Katie Sanderson, the young chef behind last summer's Dillisk pop-up in Connemara, is producing a range of fermented drinks in-house and the lemon, ginger and turmeric would put a spring in the most sluggish of steps.

Puddings are of the ilk that you'd make at home if you had the time. We like the pear and berry crumble and sticky toffee cake, neither of which is over-sweet.

Lunch for three, with a side of spicy kimchi and couple of good coffees (coffee is, as you would expect, a Fumbally priority) comes to €54 before service; you could eat well here for much less.

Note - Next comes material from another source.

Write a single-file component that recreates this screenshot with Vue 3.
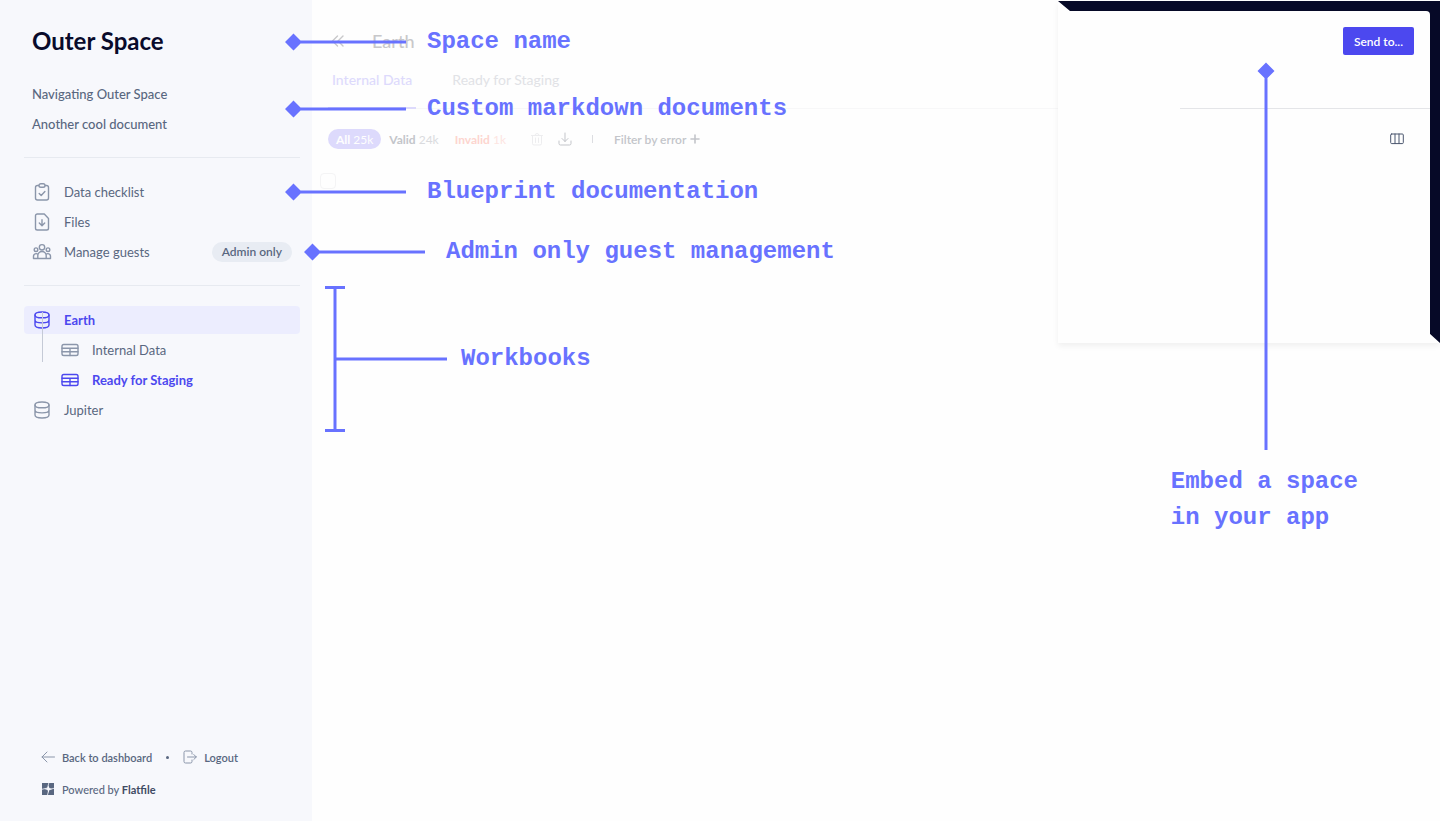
<script setup>
const documents = ['Navigating Outer Space', 'Another cool document']
const notes = [
  { id: 'space', text: 'Space name' },
  { id: 'markdown', text: 'Custom markdown documents' },
  { id: 'blueprint', text: 'Blueprint documentation' },
  { id: 'guests', text: 'Admin only guest management' },
]
</script>

<template>
  <div class="page">
    <aside class="sidebar">
      <h1>Outer Space</h1>
      <nav class="group" aria-label="Documents">
        <a v-for="doc in documents" :key="doc" href="#" class="row doc">{{ doc }}</a>
      </nav>
      <hr />
      <nav class="group" aria-label="Space">
        <a href="#" class="row">
          <svg class="icon" viewBox="0 0 20 20"><rect x="3.5" y="3.5" width="13" height="14.5" rx="2" /><rect x="7" y="1.7" width="6" height="3.6" rx="1.8" fill="#f7f8fc" /><path d="M7.2 11.6l2 2 3.7-4" /></svg>
          Data checklist
        </a>
        <a href="#" class="row">
          <svg class="icon" viewBox="0 0 20 20"><path d="M12.3 2H5.3a1.8 1.8 0 0 0-1.8 1.8v12.4A1.8 1.8 0 0 0 5.3 18h9.4a1.8 1.8 0 0 0 1.800-1.800V6.400zM10 7.800v5.700M7.300 11l2.700 2.700 2.700-2.700" /></svg>
          Files
        </a>
        <a href="#" class="row">
          <svg class="icon" viewBox="0 0 20 20"><circle cx="10" cy="5.3" r="2.7" /><circle cx="4" cy="7.7" r="1.8" /><circle cx="16" cy="7.7" r="1.8" /><path d="M5.8 16.5v-2.800a4.200 4.200 0 0 1 8.400 0v2.800zM5.800 16.500H1.500v-2.200a2.600 2.600 0 0 1 4.500-1.800M14.200 16.500h4.300v-2.200a2.600 2.600 0 0 0-4.500-1.800" /></svg>
          Manage guests
          <span class="badge">Admin only</span>
        </a>
      </nav>
      <hr />
      <nav class="group tree" aria-label="Workbooks">
        <a href="#" class="row current">
          <svg class="icon" viewBox="0 0 20 20"><ellipse cx="10" cy="4.9" rx="7" ry="2.900" /><path d="M3 4.900v10.200C3 16.700 6.100 18 10 18s7-1.300 7-2.900V4.900M3 10c0 1.600 3.100 2.900 7 2.900s7-1.300 7-2.900" /></svg>
          Earth
        </a>
        <a href="#" class="row child">
          <svg class="icon" viewBox="0 0 20 20"><rect x="2" y="4.5" width="16" height="11" rx="1.8" /><path d="M2 8.2h16M2 11.8h16M10 8.2v7.3" /></svg>
          Internal Data
        </a>
        <a href="#" class="row child active">
          <svg class="icon" viewBox="0 0 20 20"><rect x="2" y="4.5" width="16" height="11" rx="1.8" /><path d="M2 8.2h16M2 11.8h16M10 8.2v7.3" /></svg>
          Ready for Staging
        </a>
        <a href="#" class="row">
          <svg class="icon" viewBox="0 0 20 20"><ellipse cx="10" cy="4.9" rx="7" ry="2.900" /><path d="M3 4.900v10.200C3 16.700 6.100 18 10 18s7-1.300 7-2.900V4.900M3 10c0 1.600 3.100 2.900 7 2.900s7-1.300 7-2.900" /></svg>
          Jupiter
        </a>
      </nav>
      <footer class="foot">
        <div class="foot-row">
          <a href="#" class="foot-link">
            <svg class="small" viewBox="0 0 14 14"><path d="M13.5 7H1M6 2L1 7l5 5" /></svg>
            Back to dashboard
          </a>
          <span class="dot"></span>
          <a href="#" class="foot-link">
            <svg class="small" viewBox="0 0 14 14"><path d="M9 4V2.500A1.500 1.500 0 0 0 7.500 1H2.500A1.500 1.500 0 0 0 1 2.500v9A1.500 1.500 0 0 0 2.500 13h5A1.500 1.500 0 0 0 9 11.500V10M4.500 7h8.800M10.800 4.500L13.300 7l-2.500 2.500" /></svg>
            Logout
          </a>
        </div>
        <div class="foot-link">
          <svg class="small" viewBox="0 0 14 14"><rect x="1" y="1" width="12" height="12" fill="#596780" stroke="none" /><path d="M7.800 1L6.500 6 1 7.300M13 6.300L7.800 7.700 6.500 13" stroke="#f7f8fc" stroke-width=".8" /><path d="M7.500 3.200l.9 2.900 2.900.9-2.900 1-.9 2.900-1-2.900L3.300 7l3.200-.9z" fill="#f7f8fc" stroke="none" /></svg>
          <span>Powered by <b>Flatfile</b></span>
        </div>
      </footer>
    </aside>

    <main class="main">
      <header class="crumb">
        <button class="plain collapse" aria-label="Collapse sidebar">
          <svg class="chev" viewBox="0 0 14 14"><path d="M6.500 2L1.500 7l5 5M12 2L7 7l5 5" /></svg>
        </button>
        <h2>Earth</h2>
      </header>
      <nav class="tabs" aria-label="Sheets">
        <a href="#" class="tab selected">Internal Data</a>
        <a href="#" class="tab">Ready for Staging</a>
      </nav>
      <div class="tools">
        <button class="plain pill all"><b>All</b> 25k</button>
        <button class="plain pill"><b>Valid</b> <span class="pale">24k</span></button>
        <button class="plain pill bad"><b>Invalid</b> <span class="pale">1k</span></button>
        <button class="plain tool trash" aria-label="Delete">
          <svg class="small" viewBox="0 0 14 14"><path d="M1.500 3.500h11M2.500 3.500v8a1.500 1.500 0 0 0 1.500 1.500h6a1.500 1.500 0 0 0 1.500-1.500v-8M5 3.500a2 2 0 0 1 4 0M5.500 6v4.500M8.500 6v4.500" /></svg>
        </button>
        <button class="plain tool" aria-label="Download">
          <svg class="small" viewBox="0 0 14 14"><path d="M1 9v2.500A1.500 1.500 0 0 0 2.500 13h9a1.500 1.500 0 0 0 1.500-1.500V9M7 1v8.500M4 6.500l3 3 3-3" /></svg>
        </button>
        <span class="divider"></span>
        <button class="plain filter">
          Filter by error
          <svg class="plus" viewBox="0 0 10 10"><path d="M5 1v8M1 5h8" /></svg>
        </button>
      </div>
      <input class="check" type="checkbox" aria-label="Select all rows" />
    </main>

    <section class="embed" aria-label="Embedded app">
      <div class="wedge"></div>
      <div class="card">
        <div class="card-head"><button class="send">Send to...</button></div>
        <div class="card-tools">
          <button class="plain" aria-label="Columns">
            <svg class="cols" viewBox="0 0 14 12"><rect x=".7" y="1" width="12.600" height="9.600" rx="1" /><path d="M5 1v9.600M9 1v9.600" /></svg>
          </button>
        </div>
      </div>
    </section>

    <div v-for="note in notes" :key="note.id" class="note" :class="note.id">
      <svg class="pin" viewBox="0 0 121 18"><path d="M0 9l8.500-8.500L17 9l-8.500 8.500zM8 7.500h113v3H8z" /></svg>
      <span>{{ note.text }}</span>
    </div>
    <div class="note workbooks">
      <svg class="bracket" viewBox="0 0 122 146"><path d="M0 0h20v3h-8.500v68.500H122v3H11.500V143H20v3H0v-3h8.500V3H0z" /></svg>
      <span>Workbooks</span>
    </div>
    <div class="note embedding">
      <svg class="stem" viewBox="0 0 18 388"><path d="M9 .5L17.500 9 9 17.500.5 9zM7.500 9h3v379h-3z" /></svg>
      <span>Embed a space<br />in your app</span>
    </div>
  </div>
</template>

<style>
body {
  background: #fefefe;
}
</style>

<style scoped>
.page {
  position: relative;
  display: flex;
  min-height: 100vh;
  overflow: hidden;
  font-family: Lato, "Open Sans", sans-serif;
  font-size: 13px;
  color: #596780;
}
.page * {
  box-sizing: border-box;
}
a {
  color: inherit;
  text-decoration: none;
}
svg {
  flex: none;
  fill: none;
  stroke: currentColor;
  stroke-linecap: round;
  stroke-linejoin: round;
}
.plain {
  display: flex;
  align-items: center;
  padding: 0;
  border: 0;
  background: none;
  font: inherit;
  color: inherit;
}
.sidebar {
  display: flex;
  flex: none;
  flex-direction: column;
  width: 312px;
  padding: 24px 12px 20px 24px;
  background: #f7f8fc;
}
h1 {
  margin: 0 8px 22px;
  font-size: 24px;
  line-height: 34px;
  font-weight: 700;
  color: #090b2b;
}
.group {
  display: flex;
  flex-direction: column;
  gap: 2px;
}
hr {
  width: 100%;
  height: 1px;
  margin: 19px 0 20px;
  border: 0;
  background: #e7eaf0;
}
.row {
  display: flex;
  align-items: center;
  gap: 12px;
  height: 28px;
  padding: 0 8px;
  border-radius: 4px;
}
.doc {
  font-weight: 500;
}
.icon {
  width: 20px;
  height: 20px;
  color: #8b96aa;
  stroke-width: 1.4;
}
.badge {
  margin-left: auto;
  padding: 0 10px;
  border-radius: 10px;
  background: #e8ecf3;
  font-size: 12px;
  line-height: 20px;
  font-weight: 600;
}
.tree {
  position: relative;
}
.tree::before {
  content: "";
  position: absolute;
  z-index: 1;
  left: 18px;
  top: 6px;
  width: 1px;
  height: 50px;
  background: #c5cad6;
}
.child {
  padding-left: 36px;
}
.current {
  background: #ecedfe;
}
.current,
.active {
  font-weight: 700;
  color: #4c48ef;
}
.current .icon,
.active .icon {
  color: #4c48ef;
}
.foot {
  display: flex;
  flex-direction: column;
  gap: 8px;
  margin-top: auto;
  padding-left: 17px;
  font-size: 11px;
}
.foot-row,
.foot-link {
  display: flex;
  align-items: center;
  height: 24px;
}
.foot-link {
  gap: 7px;
  font-weight: 500;
}
.foot-row .foot-link {
  font-weight: 600;
}
.foot b {
  font-weight: 700;
  color: #3f4b63;
}
.small {
  width: 14px;
  height: 14px;
  stroke-width: 1;
}
.foot-row .small {
  color: #8b96aa;
}
.dot {
  width: 3px;
  height: 3px;
  margin: 0 14px;
  border-radius: 50%;
  background: #596780;
}
.main {
  flex: 1;
  min-width: 0;
  padding-top: 24px;
}
.crumb {
  display: flex;
  align-items: center;
  gap: 27px;
  height: 34px;
  padding-left: 19px;
  color: #c8c8ca;
}
.chev {
  width: 14px;
  height: 14px;
  stroke-width: 1.4;
}
h2 {
  margin: 0;
  font-size: 18px;
  font-weight: 500;
}
.tabs {
  display: flex;
  gap: 32px;
  height: 51px;
  padding-left: 16px;
  border-bottom: 1px solid #f7f7f8;
  font-size: 14px;
  line-height: 44px;
  color: #e1e2e6;
}
.tab {
  height: 51px;
  padding: 0 4px;
}
.selected {
  border-bottom: 2px solid #dddafc;
  color: #dddafc;
  font-weight: 500;
}
.tools {
  display: flex;
  align-items: center;
  height: 60px;
  padding-left: 16px;
  font-size: 12px;
  color: #c3c5ca;
}
.pill {
  gap: 3px;
  height: 20px;
  padding: 0 8px;
  border-radius: 10px;
}
.all {
  background: #dddafc;
  color: #fefefe;
}
.bad {
  color: #fdd5cf;
}
.pale {
  opacity: 0.6;
}
.tool {
  margin-left: 14px;
}
.trash {
  margin-left: 16px;
  color: #ededef;
}
.divider {
  width: 1px;
  height: 8px;
  margin: 0 21px 0 20px;
  background: #dcdde1;
}
.filter {
  gap: 4px;
  font-weight: 600;
}
.plus {
  width: 10px;
  height: 10px;
  stroke-width: 1.6;
}
.check {
  display: block;
  appearance: none;
  width: 16px;
  height: 16px;
  margin: 4px 8px;
  border: 1px solid #f4f4f5;
  border-radius: 4px;
}
.embed {
  position: absolute;
  top: 1px;
  right: 0;
  width: 382px;
  height: 342px;
  background: #fefefe;
  box-shadow: 0 3px 6px rgba(0, 0, 0, 0.06);
}
.wedge {
  position: absolute;
  inset: 0;
  background: #060927;
  clip-path: polygon(0 0, 100% 0, 100% 100%, calc(100% - 11px) calc(100% - 10px), 12px 10px);
}
.card {
  position: relative;
  height: 332px;
  margin: 10px 10px 0 0;
  border-radius: 0 4px 0 0;
  background: #fefefe;
}
.card-head {
  display: flex;
  justify-content: flex-end;
  height: 98px;
  margin-left: 122px;
  padding: 16px 16px 0;
  border-bottom: 1px solid #e4e5e8;
}
.send {
  height: 28px;
  padding: 0 11px;
  border: 0;
  border-radius: 2px;
  background: #4c48ef;
  font: 600 12px Lato, sans-serif;
  color: #fff;
}
.card-tools {
  display: flex;
  justify-content: flex-end;
  align-items: center;
  height: 60px;
  padding-right: 26px;
  color: #4a566e;
}
.cols {
  width: 14px;
  height: 12px;
}
.note {
  position: absolute;
  z-index: 2;
  left: 285px;
  display: flex;
  align-items: center;
  gap: 21px;
  font: 700 24px/36px "Liberation Mono", monospace;
  color: #6872ff;
  white-space: nowrap;
}
.note svg {
  fill: currentColor;
  stroke: none;
}
.pin {
  width: 121px;
  height: 18px;
}
.space {
  top: 24px;
}
.markdown {
  top: 91px;
}
.blueprint {
  top: 174px;
}
.guests {
  top: 234px;
  left: 304px;
}
.workbooks {
  top: 286px;
  left: 325px;
  gap: 14px;
}
.bracket {
  width: 122px;
  height: 146px;
}
.embedding {
  top: 62px;
  left: auto;
  right: 82px;
  flex-direction: column;
  align-items: flex-start;
  gap: 14px;
}
.stem {
  width: 18px;
  height: 388px;
  margin-left: 86px;
}
</style>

Although the queue to order can be slow, the staff deliver food to the tables so that you don't have to hang around waiting. They're a pleasant bunch, and look as if they like working here.

RATING

FOOD 8/10

AMBIENCE 8/10

VALUE FOR MONEY 10/10

RATING 26/30

 

ON A BUDGET

The Fumbally serves breakfast all day, so you can drop in any time for Le Levain rustic toast with butter and marmalade for €2.50. Filtered water is free.

ON A BLOWOUT

You'd be hard-pushed to spend a lot of money at The Fumbally, but if you went for soup and bread (€5) followed by the seatrout special (€12), and drank a bottle of French Terret Gris (€32) by yourself, you'd spend €47.

THE HIGH POINT

The ambience. The Fumbally feels like a happy place for both staff and customers. The food is wholesome, without being too virtuous.

THE LOW POINT

The bathrooms, though clean, are scruffy, and the queue to order can move slowly.

 

WHISPERS FROM THE GASTRONOMICON

The West Waterford Festival of Food takes place from April 9-12. This year's festival theme celebrates Generations of West Waterford Food Stories and will focus on local food-producing families, including the Flahavans, McGraths and Barrons. There are restaurant trails, events for children and special menus created by Paul Flynn at The Tannery in Dungarvan and by local chef Eunice Power at Dromana House. The farmers' market on Sunday is one of the biggest in the country, with over 100 stall holders scheduled to attend.